Mario Del Pero

Putin e noi

Il vertice bavarese del G-7 prima e l’offensiva diplomatica di Putin in Italia poi hanno concorso a rimettere la questione russo-ucraina al centro dell’attenzione politica e mediatica. Con indubbia abilità, Putin ha enfatizzato la rilevanza della Russia per alcuni dei principali stati europei e gli effetti nocivi che le sanzioni stanno avendo sulle loro economie (oltre che su precisi interessi economici). L’obiettivo evidente è quello di acuire tensioni e divisioni già esistenti sia nell’Unione Europea sia nell’Alleanza Atlantica.

Nei suoi interventi, il Presidente russo ha fatto leva su quelle che sono alcune indubbie risorse della potenza russa, che limitano l’efficacia della politica di sanzioni adottata finora. Ma sono elementi di forza bilanciati da debolezze e fragilità non di rado sottaciute o minimizzate. Anzi, nel caso russo risorse e vulnerabilità, forza e debolezza appunto, costituiscono spesso facce di una stessa medaglia: espressioni di quella che è oggi la condizione di Mosca nel contesto globale.

Tra gli elementi di forza di cui la Russia dispone – oltre al potere militare e al peso diplomatico che mai vanno sottovalutati – vi sono ovviamente le risorse naturali, su tutte quel gas naturale che è stato fondamentale per molti paesi europei nel tentativo, in parte riuscito, di ridurre la dipendenza dal petrolio mediorientale. Vi sono altresì gl’investimenti stranieri diretti che sono fluiti copiosi negli ultimi anni e che hanno coinvolto anche alcuni grandi gruppi europei. Qui l’asimmetria transatlantica è evidente, con un’Europa molto più esposta degli Usa e quindi in teoria più vulnerabile alle pressioni russe. Infine, in un’economia vieppiù globalizzata, Mosca può in teoria giocare su molteplici tavoli, facendo leva sul malumore delle potenze emergenti verso un sistema che rimane gerarchizzato attorno al nucleo euro-americano ovvero sfruttando la fame di risorse energetiche di paesi come la Cina o l’India.

È questo in fondo il messaggio che Putin sta cercando di dare, forte anche degli effetti a oggi limitati delle sanzioni e dell’ampio consenso di cui gode in patria. E però, se giriamo la medaglia, la vulnerabilità della Russia si manifesta con pari chiarezza. Quello russo rimane un paese ancora povero, come evidenziato da alcuni basilari indicatori.

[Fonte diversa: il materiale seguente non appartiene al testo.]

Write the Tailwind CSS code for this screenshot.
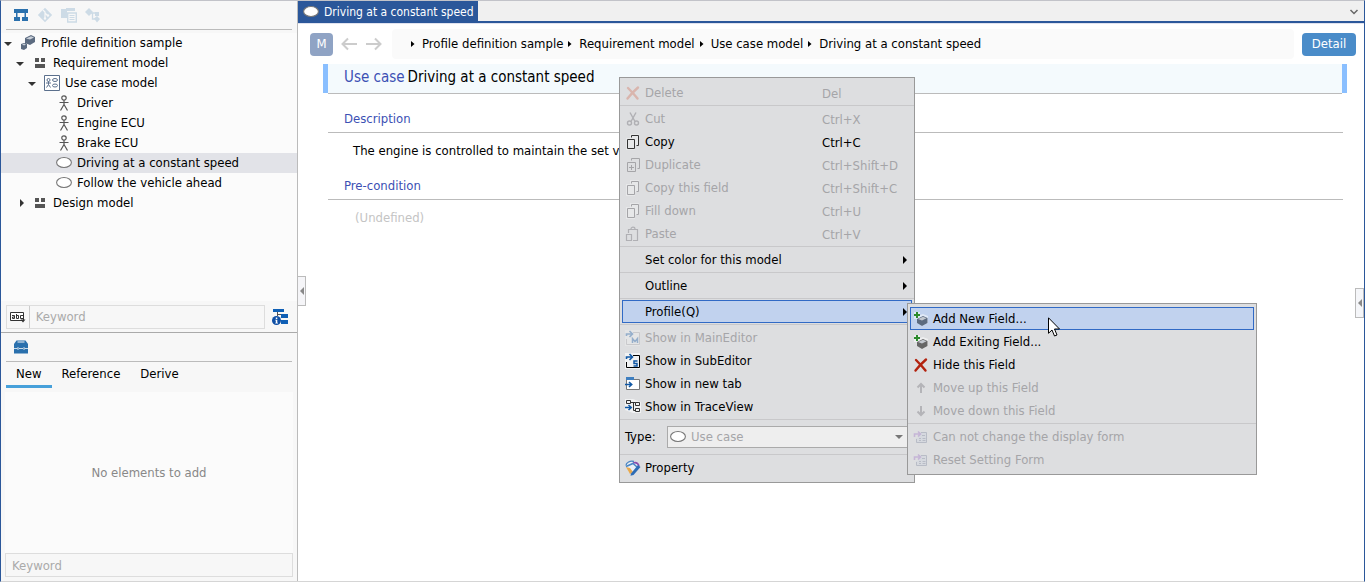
<!DOCTYPE html>
<html lang="en">
  <head>
    <meta charset="UTF-8" />
    <meta name="viewport" content="width=device-width, initial-scale=1.0" />
    <script src="https://cdn.jsdelivr.net/npm/@tailwindcss/browser@4"></script>
    <title>Driving at a constant speed</title>
  </head>
  <body class="font-['DejaVu_Sans_Condensed','Noto_Sans',sans-serif] text-[13px] leading-5 text-black">
    <!-- shared icons -->
    <svg class="hidden">
      <symbol id="i-actor" viewBox="0 0 16 16">
        <g fill="none" stroke="#555" stroke-width="1.2">
          <circle cx="8" cy="3" r="2.2" />
          <path d="M8 5.2V10M3.5 7.5h9M8 9.5L4.5 15.5M8 9.5l3.5 6" />
        </g>
      </symbol>
      <symbol id="i-usecase" viewBox="0 0 16 16">
        <ellipse cx="8" cy="7.5" rx="7.4" ry="5" fill="#fff" stroke="#777" stroke-width="1.1" />
      </symbol>
      <symbol id="i-package" viewBox="0 0 16 16">
        <path fill="#555" d="M3 3h4v4H3zM9 3h4v4H9zM3 9h10v4H3z" />
      </symbol>
      <symbol id="i-copy" viewBox="0 0 16 16">
        <path fill="#fff" fill-opacity=".3" d="M5 0h9v12h-4v4H1V4h4z" />
        <path fill="none" stroke="currentColor" d="M2.500 5.500h7v9h-7zM6.500 3.500v-2h7v10h-2" />
      </symbol>
      <symbol id="i-duplicate" viewBox="0 0 16 16">
        <path fill="none" stroke="currentColor" d="M2.500 5.500h8v9h-8zM6.500 3.500v-2h8v10h-2M4 10.500h5M6.500 8v5" />
      </symbol>
      <symbol id="i-arrow" viewBox="0 0 16 16">
        <path fill="none" stroke="#b4b4b8" stroke-width="2" d="M8 13V4M4.500 7.500L8 4l3.500 3.500" />
      </symbol>
      <symbol id="i-form" viewBox="0 0 16 16">
        <path fill="#d6d9df" d="M5 3h9v11H3V9h2z" />
        <path fill="none" stroke="#b8bcc6" d="M8 3.500h5.500v10h-10V10M9 6.500h3M6 9.500h2M9.500 9.500h3M6 11.500h2M9.500 11.500h3" />
        <path fill="none" stroke="#c5b5d6" stroke-width="1.600" d="M1.500 8V5h5M5 2.500L7.500 5 5 7.500" />
      </symbol>
      <symbol id="i-cube" viewBox="0 0 16 16">
        <path fill="#fff" fill-opacity=".5" d="M1 1h6v3l3-1 5 2v7l-6 3-5-3V8H1z" />
        <path fill="currentColor" d="M4 8l6-3 4.500 2v5L9 15l-5-3z" />
        <path fill="#c3c8cf" d="M5 8l5-2.200 3.500 1.500L9 9.500z" />
        <path fill="none" stroke="#2e8b2e" stroke-width="2" d="M4 1v6M1 4h6" />
      </symbol>
      <symbol id="i-x" viewBox="0 0 16 16">
        <path fill="none" stroke="currentColor" stroke-width="2.400" stroke-linecap="round" d="M3 3c3 3 6 6 9.500 10.500M13 2.500C9 6 6 9 2.500 13.500" />
      </symbol>
      <symbol id="i-editor" viewBox="0 0 16 16">
        <path fill="#fff" fill-opacity=".6" d="M0 0h15v16H0z" />
        <path fill="none" stroke="currentColor" d="M8 2.500h6.500v12h-13V9" />
        <path fill="none" stroke="#1158a5" stroke-width="1.600" d="M1.500 6V4h5M4.500 1L7.500 4 4.500 7" />
      </symbol>
    </svg>

    <div class="flex h-screen border border-t-[#c2c3c9] border-r-[#2b579a] border-b-[#d5d5d5] border-l-[#2b579a] bg-white">
      <aside class="flex w-[297px] shrink-0 flex-col border-r border-[#bbb] bg-[#f7f7f7]">
        <div class="mx-[5px] mb-[3px] flex h-[29px] items-center gap-2 border-b border-[#bbb] px-[7px]">
          <button aria-label="Structure">
            <svg class="size-4" viewBox="0 0 16 16"><path fill="#2a70ad" d="M1 2h14v4H1zM3 6h1.500v4H3zM11.500 6H13v4h-1.500zM1 10h6v4H1zM9 10h6v4H9z" /></svg>
          </button>
          <button aria-label="Git">
            <svg class="size-4" viewBox="0 0 16 16"><path fill="#cddbe6" d="M8 .8L15.200 8 8 15.200.8 8z" /><path fill="none" stroke="#f7f7f7" stroke-width="1.200" d="M6 3l2 2v7M8 6l3 3" /><circle cx="8" cy="11.500" r="1.200" fill="#f7f7f7" /><circle cx="11" cy="8.500" r="1.200" fill="#f7f7f7" /></svg>
          </button>
          <button aria-label="Documents">
            <svg class="size-4" viewBox="0 0 16 16"><path fill="#cddbe6" d="M0 2h5V1h9v3H6v7H0z" /><path fill="#f7f7f7" stroke="#cddbe6" stroke-width="1.400" d="M6.700 6h8.600v9H6.700z" /><path stroke="#cddbe6" d="M8.500 8.500h5M8.500 10.500h5M8.500 12.500h5" /></svg>
          </button>
          <button aria-label="Trace">
            <svg class="size-4" viewBox="0 0 16 16"><path fill="#cddbe6" d="M0 5l4-4 4 4-4 4zM10 5h4v4h-4zM9 11.500l3-2.500 3 3-3 3.500z" /><path fill="none" stroke="#cddbe6" stroke-width="1.300" d="M6 6h4M7.500 6v6H11" /></svg>
          </button>
        </div>

        <ul class="min-h-0 flex-1 bg-[#fbfbfb] [&>li]:flex [&>li]:h-5 [&>li]:items-center [&>li]:gap-[5px]">
          <li class="pl-[3px]">
            <svg class="h-2 w-2" viewBox="0 0 8 8"><path fill="#333" d="M0 3h8L4 7z" /></svg>
            <svg class="ml-[3px] size-4" viewBox="0 0 16 16"><path fill="#5c6b80" d="M5 3l6-3 4 2v5l-5 3-5-2zM1 9l3-1 3 1v4l-3 2-3-1z" /><path fill="#c9d0d9" d="M6 3.500L11 1.200l3 1.300-4 2zM2 9.300L4 8.700l2 .8-2 1z" /><path stroke="#5c6b80" d="M5 9l3-3" /></svg>
            <span>Profile definition sample</span>
          </li>
          <li class="pl-[15px]">
            <svg class="h-2 w-2" viewBox="0 0 8 8"><path fill="#333" d="M0 3h8L4 7z" /></svg>
            <svg class="ml-[3px] size-4"><use href="#i-package" /></svg>
            <span>Requirement model</span>
          </li>
          <li class="pl-[27px]">
            <svg class="h-2 w-2" viewBox="0 0 8 8"><path fill="#333" d="M0 3h8L4 7z" /></svg>
            <svg class="ml-[3px] size-4" viewBox="0 0 16 16"><path fill="#fff" stroke="#5a6f8c" d="M.5.5h15v15H.5z" /><g fill="none" stroke="#5a6f8c"><circle cx="4.500" cy="5" r="1.500" /><path d="M4.500 6.500v3M2 8h5M4.500 9.500l-2 3M4.500 9.500l2 3" /><ellipse cx="11" cy="5" rx="2.500" ry="1.500" /><ellipse cx="11" cy="10.500" rx="2.500" ry="1.500" /></g></svg>
            <span>Use case model</span>
          </li>
          <li class="pl-[55px]"><svg class="size-4"><use href="#i-actor" /></svg><span>Driver</span></li>
          <li class="pl-[55px]"><svg class="size-4"><use href="#i-actor" /></svg><span>Engine ECU</span></li>
          <li class="pl-[55px]"><svg class="size-4"><use href="#i-actor" /></svg><span>Brake ECU</span></li>
          <li class="bg-[#e2e3e8] pl-[55px]"><svg class="size-4"><use href="#i-usecase" /></svg><span>Driving at a constant speed</span></li>
          <li class="pl-[55px]"><svg class="size-4"><use href="#i-usecase" /></svg><span>Follow the vehicle ahead</span></li>
          <li class="pl-[15px]">
            <svg class="h-2 w-2" viewBox="0 0 8 8"><path fill="#333" d="M4 0v8l4-4z" /></svg>
            <svg class="ml-[3px] size-4"><use href="#i-package" /></svg>
            <span>Design model</span>
          </li>
        </ul>

        <div class="flex h-8 items-center border-b border-[#aaa] pr-[9px] pl-[5px]">
          <div class="flex h-6 flex-1 items-center border border-[#ddd]">
            <button class="flex h-full w-[25px] items-center justify-center border-r border-[#ccc]" aria-label="Match mode">
              <svg class="h-3 w-4" viewBox="0 0 16 12"><path fill="#fff" stroke="#333" d="M.5 1.500h13v8H.5z" /><g fill="none" stroke="#333"><path d="M2 4.500h2.500v3H2.500v-1.500h2M6.500 3v4.500H8.500v-3h-2M13 4.500h-2.500v3H13" /></g><path fill="#333" d="M10.500 8.500h5L13 11.500z" /></svg>
            </button>
            <input type="text" placeholder="Keyword" aria-label="Search model" class="w-full min-w-0 px-1.5 outline-none placeholder:text-[#aaa]" />
          </div>
          <button class="ml-[7px]" aria-label="Filter">
            <svg class="size-4" viewBox="0 0 16 16"><path fill="#0f5fb5" d="M1 0h11v3H1zM9 5h7v4H9zM9 11h7v4H9z" /><path fill="none" stroke="#555" d="M5.500 3v4M5.500 5.500H9" /><circle cx="4.500" cy="11.500" r="4.500" fill="#0f4fa5" /><path fill="#fff" d="M3.800 8.500h1.500V10H3.800zM3.300 10.700h2v3h.7v.8H3.300v-.8h.5v-2.200h-.5z" /></svg>
          </button>
        </div>

        <div class="mx-[5px] flex h-[29px] items-center border-b border-[#bbb] px-[7px]">
          <button aria-label="Toolbox">
            <svg class="size-4" viewBox="0 0 16 16"><path fill="#2a70ad" d="M3.500 1.500h9L15 5v9.500H1V5z" /><path fill="#f7f7f7" d="M4.500 2.500h7v1h-7z" /><path fill="none" stroke="#f7f7f7" stroke-width=".8" d="M1 9.500h3.500M6 9.500h4M11.500 9.500H15M5 8v3M11 8v3" /></svg>
          </button>
        </div>
        <nav class="mx-[5px] mb-1 flex h-[26px] [&>button]:px-2.5">
          <button class="border-b-[3px] border-[#46a0da] pt-px">New</button>
          <button class="pb-0.5">Reference</button>
          <button class="pb-0.5">Derive</button>
        </nav>
        <div class="mx-1 flex h-[161px] items-center justify-center bg-[#fbfbfb] text-[#888]">No elements to add</div>
        <input type="text" placeholder="Keyword" aria-label="Search elements" class="mr-1 mb-1 ml-1 h-6 border border-[#ddd] px-1.5 outline-none placeholder:text-[#aaa]" />
      </aside>

      <main class="relative min-w-0 flex-1">
        <header class="flex h-[22px] items-stretch justify-between border-b-2 border-[#2b579a] bg-[#f0f0f0]">
          <button class="flex items-center gap-[5px] bg-[#2b579a] pt-0.5 pr-1 pl-[5px] text-xs text-white">
            <svg class="size-4"><use href="#i-usecase" /></svg>
            Driving at a constant speed
          </button>
          <button class="px-[5px]" aria-label="Open tabs">
            <svg class="h-2 w-2.5" viewBox="0 0 10 8"><path fill="none" stroke="#666" stroke-width="1.500" d="M1.500 3L5 6.500 8.500 3" /></svg>
          </button>
        </header>

        <div class="flex items-center border-t border-[#dfe2ef] pt-[5px] pr-2 pl-3">
          <button class="size-[23px] rounded-sm bg-[#8fa3c4] text-white">M</button>
          <button class="ml-2" aria-label="Back">
            <svg class="size-4" viewBox="0 0 16 16"><path fill="none" stroke="#ccc" stroke-width="2" d="M16 8H1.500M7 2.500L1.500 8 7 13.500" /></svg>
          </button>
          <button class="ml-[9px]" aria-label="Forward">
            <svg class="size-4" viewBox="0 0 16 16"><path fill="none" stroke="#ccc" stroke-width="2" d="M0 8h14.500M9 2.500L14.500 8 9 13.500" /></svg>
          </button>
          <nav class="ml-2.5 flex h-[30px] flex-1 items-center rounded bg-[#fafafa] pl-[19px] [&>a]:mr-[5px] [&>svg]:mr-[7px] [&>svg]:h-2 [&>svg]:w-1">
            <svg viewBox="0 0 4 8"><path d="M0 1l3.500 3L0 7z" /></svg>
            <a href="#">Profile definition sample</a>
            <svg viewBox="0 0 4 8"><path d="M0 1l3.500 3L0 7z" /></svg>
            <a href="#">Requirement model</a>
            <svg viewBox="0 0 4 8"><path d="M0 1l3.500 3L0 7z" /></svg>
            <a href="#">Use case model</a>
            <svg viewBox="0 0 4 8"><path d="M0 1l3.500 3L0 7z" /></svg>
            <a href="#">Driving at a constant speed</a>
          </nav>
          <button class="ml-2 h-[23px] w-[54px] rounded-sm bg-[#4a8cc9] text-white">Detail</button>
        </div>

        <div class="mt-[5px] mr-[17px] ml-[25px] flex h-[30px]">
          <div class="mb-px w-[5px] bg-[#8abfff]"></div>
          <h1 class="flex flex-1 items-center gap-[3px] border-b border-[#bbb] bg-[#f4fafd] pb-[3px] pl-4 text-[15px]">
            <span class="text-[#3c50b4]">Use case</span>
            <span>Driving at a constant speed</span>
          </h1>
          <div class="mb-px w-[5px] bg-[#8abfff]"></div>
        </div>

        <div class="mr-[21px] ml-[30px]">
          <h2 class="mt-[15px] border-b border-[#bbb] pb-[3px] pl-4 text-[#3c50b4]">Description</h2>
          <p class="mt-2 pl-[25px]">The engine is controlled to maintain the set v</p>
          <h2 class="mt-[15px] border-b border-[#bbb] pb-[3px] pl-4 text-[#3c50b4]">Pre-condition</h2>
          <p class="mt-2 pl-[27px] text-[#c4c4c4]">(Undefined)</p>
        </div>

        <!-- pane handles -->
        <button class="absolute top-[275px] left-0 flex h-[30px] w-2 items-center justify-center border border-l-0 border-[#bbb] bg-[#f5f5f8]" aria-label="Collapse left pane">
          <svg class="h-2 w-1" viewBox="0 0 4 8"><path fill="#888" d="M4 0v8L0 4z" /></svg>
        </button>
        <button class="absolute top-[287px] right-0 flex h-[30px] w-[9px] items-center justify-center border border-[#bbb] bg-[#f5f6f9]" aria-label="Expand right pane">
          <svg class="h-2 w-1" viewBox="0 0 4 8"><path fill="#888" d="M4 0v8L0 4z" /></svg>
        </button>

        <!-- context menu -->
        <div class="absolute top-[76px] left-[321px] w-[296px] border border-[#999] bg-[#dddee0] py-[3px] [&_hr]:my-px [&_hr]:border-[#c8c8ca] [&>button]:flex [&>button]:h-[23px] [&>button]:w-full [&>button]:items-center [&>button]:pl-[5px] [&>button]:text-left [&>button>svg]:mr-1 [&>button>kbd]:w-[92px] [&>button>kbd]:pt-0.5 [&>button>kbd]:font-['DejaVu_Sans_Condensed','Noto_Sans',sans-serif] [&>button>span]:flex-1 [&>button:disabled]:text-[#a5a5a8]">
          <button disabled><svg class="size-4 text-[#d9b5ad]"><use href="#i-x" /></svg><span>Delete</span><kbd>Del</kbd></button>
          <hr />
          <button disabled>
            <svg class="size-4" viewBox="0 0 16 16"><g fill="none" stroke="#b0b0b4" stroke-width="1.400"><path d="M5 1.500l5 9M11 1.500l-5 9" /><circle cx="4.500" cy="12" r="2" /><circle cx="11.500" cy="12" r="2" /></g></svg>
            <span>Cut</span><kbd>Ctrl+X</kbd>
          </button>
          <button><svg class="size-4 text-[#333]"><use href="#i-copy" /></svg><span>Copy</span><kbd>Ctrl+C</kbd></button>
          <button disabled><svg class="size-4"><use href="#i-duplicate" /></svg><span>Duplicate</span><kbd>Ctrl+Shift+D</kbd></button>
          <button disabled><svg class="size-4"><use href="#i-copy" /></svg><span>Copy this field</span><kbd>Ctrl+Shift+C</kbd></button>
          <button disabled><svg class="size-4"><use href="#i-copy" /></svg><span>Fill down</span><kbd>Ctrl+U</kbd></button>
          <button disabled>
            <svg class="size-4" viewBox="0 0 16 16"><path fill="none" stroke="#b0b0b4" stroke-width="1.200" d="M1.500 8.500h5v6h-5zM3.500 7V3.500h9v11H8M6 3c0-2.500 4-2.500 4 0" /></svg>
            <span>Paste</span><kbd>Ctrl+V</kbd>
          </button>
          <hr />
          <button class="pr-[3px]"><svg class="size-4"></svg><span>Set color for this model</span><svg class="h-2 w-1" viewBox="0 0 4 8"><path d="M0 0v8l4-4z" /></svg></button>
          <hr />
          <button class="pr-[3px]"><svg class="size-4"></svg><span>Outline</span><svg class="h-2 w-1" viewBox="0 0 4 8"><path d="M0 0v8l4-4z" /></svg></button>
          <hr />
          <div class="relative mx-0.5">
            <button class="flex h-[23px] w-full items-center border border-[#316ac5] bg-[#c1d2ee] pr-1 pl-[22px] text-left">
              <span class="flex-1">Profile(Q)</span>
              <svg class="h-2 w-1" viewBox="0 0 4 8"><path d="M0 0v8l4-4z" /></svg>
            </button>

            <!-- profile submenu -->
            <div class="absolute top-[3px] left-[285px] z-10 w-[350px] border border-[#999] bg-[#dddee0] py-[3px] [&>button]:flex [&>button]:h-[23px] [&>button]:w-full [&>button]:items-center [&>button]:gap-1 [&>button]:pl-[5px] [&>button:disabled]:text-[#a5a5a8]">
              <div class="mx-0.5">
                <button class="flex h-[23px] w-full items-center gap-1 border border-[#316ac5] bg-[#c1d2ee] pl-0.5"><svg class="size-4 text-[#5c6b80]"><use href="#i-cube" /></svg>Add New Field...</button>
              </div>
              <button><svg class="size-4 text-[#666]"><use href="#i-cube" /></svg>Add Exiting Field...</button>
              <button><svg class="size-4 text-[#b3230f]"><use href="#i-x" /></svg>Hide this Field</button>
              <button disabled><svg class="size-4"><use href="#i-arrow" /></svg>Move up this Field</button>
              <button disabled><svg class="size-4 rotate-180"><use href="#i-arrow" /></svg>Move down this Field</button>
              <hr />
              <button disabled><svg class="size-4"><use href="#i-form" /></svg>Can not change the display form</button>
              <button disabled><svg class="size-4"><use href="#i-form" /></svg>Reset Setting Form</button>
              <!-- pointer -->
              <svg class="absolute top-[13px] left-[140px] h-5 w-3" viewBox="0 0 12 20"><path fill="#fff" stroke="#000" d="M.5.8v15.500l3.500-3.300 2.500 6 2.500-1-2.500-6h5z" /></svg>
            </div>
          </div>
          <hr />
          <button disabled>
            <svg class="size-4" viewBox="0 0 16 16"><g opacity=".35"><use href="#i-editor" /><path fill="none" stroke="#1158a5" stroke-width="1.500" d="M7.500 13V8.500L10 11.500l2.500-3V13" /></g></svg>
            <span>Show in MainEditor</span>
          </button>
          <button>
            <svg class="size-4" viewBox="0 0 16 16"><use href="#i-editor" /><path fill="none" stroke="#1158a5" stroke-width="1.500" d="M12.500 8H9v2.500h3V13H8.500" /></svg>
            <span>Show in SubEditor</span>
          </button>
          <button>
            <svg class="size-4" viewBox="0 0 16 16"><path fill="#fff" stroke="#777" d="M1.500 3.500h13v10h-13z" /><path fill="#3f7fc0" d="M1 1h8v3H1z" /><path fill="none" stroke="#1158a5" stroke-width="1.600" d="M0 8.500h6.500M4 6l2.700 2.500L4 11" /></svg>
            <span>Show in new tab</span>
          </button>
          <button>
            <svg class="size-4" viewBox="0 0 16 16"><path fill="#fff" fill-opacity=".6" d="M0 0h8l8 3v11H8L0 11z" /><path fill="none" stroke="#333" d="M1.500 1.500h4v3h-4zM10.500 3.500h4v3h-4zM10.500 9.500h4v3h-4zM5.500 3.500h5M8.500 3.500v8h2" /><path fill="none" stroke="#1158a5" stroke-width="1.600" d="M0 8.500h6M3.500 6l2.700 2.500L3.500 11" /></svg>
            <span>Show in TraceView</span>
          </button>
          <hr />
          <div class="flex h-8 items-center pl-[5px]">
            <label for="type" class="w-[42px]">Type:</label>
            <div class="relative flex-1">
              <select id="type" disabled class="h-[22px] w-full appearance-none border border-[#aaa] bg-[#eee] pl-[23px] text-[#a5a5a8]">
                <option>Use case</option>
              </select>
              <svg class="absolute top-[3px] left-[3px] size-4"><use href="#i-usecase" /></svg>
              <svg class="absolute top-[9px] right-[11px] h-1 w-2" viewBox="0 0 8 4"><path fill="#777" d="M0 0h8L4 4z" /></svg>
            </div>
          </div>
          <hr />
          <button>
            <svg class="size-4" viewBox="0 0 16 16"><path fill="#e8f0f8" d="M1 5l6-4 6 2 2 4-7 7-4-2z" /><path fill="none" stroke="#4a86c5" stroke-width="1.300" d="M1 5.500c0-3 4-5 8-4" /><path fill="none" stroke="#8b4fae" stroke-width="1.600" d="M8 3c3-1 5 0 6 3" /><path fill="#e9a94c" d="M1 7l4 1 3 4-3 2z" /><path fill="none" stroke="#4a86c5" stroke-width="1.500" d="M1 6.500l7-3 4 3.500" /><path fill="#2e6cb5" d="M6 13.500L13 5l2.500 2L8.500 15l-3 .8z" /></svg>
            <span>Property</span>
          </button>
        </div>
      </main>
    </div>
  </body>
</html>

Il PIL pro-capite è di circa 6/7 volte inferiore a quello statunitense o tedesco; negli ultimi due anni l’economia è cresciuta in modo anemico e nel primo trimestre del 2015 è addirittura declinata (- 1.9%). L’eccessiva dipendenza dalle risorse energetiche pone la Russia in balia di un mercato che si sta rivelando straordinariamente volatile e incerto.  E un mercato dove la capacità di adattamento di molti paesi, a partire dagli Usa, ormai quasi autosufficienti, riduce sul breve/medio periodo l’efficacia della leva di cui disporrebbe Mosca. Infine, nelle gerarchie globali odierne e in un sistema ancora connotato dall’egemonia del dollaro, la Russia ha molto da perdere nell’essere esclusa da politiche di governance mondiale nelle quali forum come il G7 continuano a pesare moltissimo.

È sicuramente una storia di errori, leggerezze e fraintendimenti quella che ha connotato la crisi ucraina e lo scontro che ne è conseguito tra Russia e fronte euro-americano. Comunque si vogliano attribuire colpe e responsabilità – e chi scrive ritiene che quelle russe, a partire dall’annessione della Crimea, siano davvero rilevanti – è chiaro che nessuno ha da guadagnare da un’ulteriore escalation. Men che meno una Russia che abbisogna di tecnologia, investimenti e della possibilità di accedere a una rete di scambi e capitali il cui centro rimane ancor oggi negli Stati Uniti e in Europa.